Aug 11, 2010, 3:59:00 PM8/11/10
Nate --

All good points; can't think of one I disagree with. Most are somewhat long-term, of course, while Janet Hellman in The Sun was pointing to some short-term (trees, code enforcement) issues.

Haven't looked closely at the Baltimore apartment market recently, but not so long ago people like David Hillman of Southern Management were _extremely_ bullish on the center city market and Mt. Vernon. I think projects can happen.


Aug 11, 2010, 4:31:07 PM8/11/10
to BALTOmorrow
My perception is that Hillman is certainly one of the "real"
developers out there and seems to have consistently delivered good
products. I admittedly have not yet read the Hellman piece. Projects
can happen, and I think will, but slowly. I very much believe the
rental market is strong right now because so few people can get
housing loans. That's gonna change somewhat when credit becomes more
available. Many of the apartment people will buy a house.

I would MUCH rather see codes strongly enforced and our existing
historic building stock renovated and upgraded than have all the lots
filled in and still have scores of deteriorated properties. It's
always cool to have new construction, but I love it when places like
the Brexton get overhauled. The urban gangrene is more dangerous than
the long sitting parking lots, although admittedly less sexy

Richard Chambers

Aug 11, 2010, 5:10:37 PM8/11/10

As someone who sat on the board of directors of Baltimore Heritage for 4 years, I can honestly say that I love historic buildings and agree that we need to focus on restoring our existing urban fabric.
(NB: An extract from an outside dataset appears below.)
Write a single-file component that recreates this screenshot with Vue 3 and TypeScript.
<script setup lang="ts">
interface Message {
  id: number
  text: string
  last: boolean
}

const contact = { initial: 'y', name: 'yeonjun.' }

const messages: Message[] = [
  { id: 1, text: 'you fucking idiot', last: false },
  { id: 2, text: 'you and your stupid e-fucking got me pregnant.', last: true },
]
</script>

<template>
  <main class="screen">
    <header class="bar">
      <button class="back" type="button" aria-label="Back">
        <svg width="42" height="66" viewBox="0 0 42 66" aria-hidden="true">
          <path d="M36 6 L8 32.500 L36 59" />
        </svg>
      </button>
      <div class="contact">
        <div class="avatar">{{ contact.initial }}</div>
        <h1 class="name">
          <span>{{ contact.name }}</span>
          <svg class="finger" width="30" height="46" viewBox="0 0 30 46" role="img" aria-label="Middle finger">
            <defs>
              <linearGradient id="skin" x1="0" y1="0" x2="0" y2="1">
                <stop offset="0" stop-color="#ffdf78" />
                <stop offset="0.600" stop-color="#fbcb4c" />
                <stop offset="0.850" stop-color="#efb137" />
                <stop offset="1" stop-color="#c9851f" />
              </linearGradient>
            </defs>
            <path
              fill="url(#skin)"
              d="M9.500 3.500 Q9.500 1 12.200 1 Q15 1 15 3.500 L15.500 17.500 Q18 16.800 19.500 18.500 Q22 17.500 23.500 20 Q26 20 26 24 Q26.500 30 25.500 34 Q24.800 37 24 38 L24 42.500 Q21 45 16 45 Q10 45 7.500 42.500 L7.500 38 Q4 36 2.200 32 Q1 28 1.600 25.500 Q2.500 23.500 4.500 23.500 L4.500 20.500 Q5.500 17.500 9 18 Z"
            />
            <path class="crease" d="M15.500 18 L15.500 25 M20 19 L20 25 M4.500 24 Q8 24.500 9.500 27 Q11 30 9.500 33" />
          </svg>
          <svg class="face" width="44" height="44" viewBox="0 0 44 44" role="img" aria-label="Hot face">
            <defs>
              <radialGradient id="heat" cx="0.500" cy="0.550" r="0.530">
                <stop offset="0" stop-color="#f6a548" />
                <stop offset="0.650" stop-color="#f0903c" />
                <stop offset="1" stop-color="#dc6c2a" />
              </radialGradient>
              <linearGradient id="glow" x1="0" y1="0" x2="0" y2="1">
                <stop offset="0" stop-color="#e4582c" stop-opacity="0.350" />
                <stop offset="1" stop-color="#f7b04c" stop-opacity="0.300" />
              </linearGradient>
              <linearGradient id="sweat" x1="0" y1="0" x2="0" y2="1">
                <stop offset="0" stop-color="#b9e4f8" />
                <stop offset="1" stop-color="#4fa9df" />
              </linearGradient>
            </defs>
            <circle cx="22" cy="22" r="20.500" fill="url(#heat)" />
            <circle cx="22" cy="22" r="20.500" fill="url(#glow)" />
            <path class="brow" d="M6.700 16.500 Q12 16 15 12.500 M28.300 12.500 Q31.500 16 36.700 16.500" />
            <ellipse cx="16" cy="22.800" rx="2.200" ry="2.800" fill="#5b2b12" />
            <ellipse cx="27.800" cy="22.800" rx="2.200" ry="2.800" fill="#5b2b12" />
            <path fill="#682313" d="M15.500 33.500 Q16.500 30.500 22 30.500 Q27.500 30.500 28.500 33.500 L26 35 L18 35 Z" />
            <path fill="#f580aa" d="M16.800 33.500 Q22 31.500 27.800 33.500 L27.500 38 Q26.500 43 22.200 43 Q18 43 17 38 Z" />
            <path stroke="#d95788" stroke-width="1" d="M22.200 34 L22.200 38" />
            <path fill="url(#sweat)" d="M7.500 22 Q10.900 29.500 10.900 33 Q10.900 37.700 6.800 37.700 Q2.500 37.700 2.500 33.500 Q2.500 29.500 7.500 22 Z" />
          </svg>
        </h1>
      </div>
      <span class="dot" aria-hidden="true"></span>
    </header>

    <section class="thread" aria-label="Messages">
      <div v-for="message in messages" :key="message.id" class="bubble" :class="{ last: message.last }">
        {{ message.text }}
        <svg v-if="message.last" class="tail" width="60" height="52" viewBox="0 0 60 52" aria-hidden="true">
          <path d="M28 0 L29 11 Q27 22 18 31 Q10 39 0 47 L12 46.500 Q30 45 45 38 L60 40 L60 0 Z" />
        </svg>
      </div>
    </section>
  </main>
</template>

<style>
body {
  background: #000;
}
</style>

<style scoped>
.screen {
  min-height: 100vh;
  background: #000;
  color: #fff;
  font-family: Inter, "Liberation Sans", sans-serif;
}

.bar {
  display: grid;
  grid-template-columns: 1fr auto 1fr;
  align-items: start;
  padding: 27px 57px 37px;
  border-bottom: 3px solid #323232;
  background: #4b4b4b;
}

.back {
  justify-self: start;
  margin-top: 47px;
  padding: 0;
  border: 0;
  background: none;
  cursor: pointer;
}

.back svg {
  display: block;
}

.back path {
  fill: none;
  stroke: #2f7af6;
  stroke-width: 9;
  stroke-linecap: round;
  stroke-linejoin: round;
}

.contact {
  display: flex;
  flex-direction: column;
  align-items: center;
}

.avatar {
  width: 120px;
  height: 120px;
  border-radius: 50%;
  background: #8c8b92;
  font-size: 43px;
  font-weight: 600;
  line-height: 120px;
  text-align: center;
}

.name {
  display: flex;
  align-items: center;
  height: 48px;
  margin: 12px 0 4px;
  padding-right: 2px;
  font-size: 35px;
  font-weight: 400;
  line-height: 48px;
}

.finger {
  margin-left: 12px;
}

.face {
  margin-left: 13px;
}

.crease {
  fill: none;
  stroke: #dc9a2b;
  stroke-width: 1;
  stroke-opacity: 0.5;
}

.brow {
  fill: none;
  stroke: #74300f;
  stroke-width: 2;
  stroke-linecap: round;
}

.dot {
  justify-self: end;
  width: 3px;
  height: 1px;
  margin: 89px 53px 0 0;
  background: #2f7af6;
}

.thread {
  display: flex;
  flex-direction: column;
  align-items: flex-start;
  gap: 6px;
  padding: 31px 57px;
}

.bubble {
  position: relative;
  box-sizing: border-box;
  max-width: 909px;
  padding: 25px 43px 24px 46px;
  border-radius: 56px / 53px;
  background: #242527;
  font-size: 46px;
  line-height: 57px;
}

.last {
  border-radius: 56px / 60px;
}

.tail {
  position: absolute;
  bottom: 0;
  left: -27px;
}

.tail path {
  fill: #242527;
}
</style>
But I would argue that those surface parking lots on Charles Street contribute to blight and prevent many of the older properties from getting restored. The lack of visible investment probably puts off a lot of people who might be interested in renovating an historic property. I think the community association should be working with developers to get high density residential units constructed during this period when the rental market is actually on an upswing. I would love to see high rise apartment buildings on those lots and the sooner the better.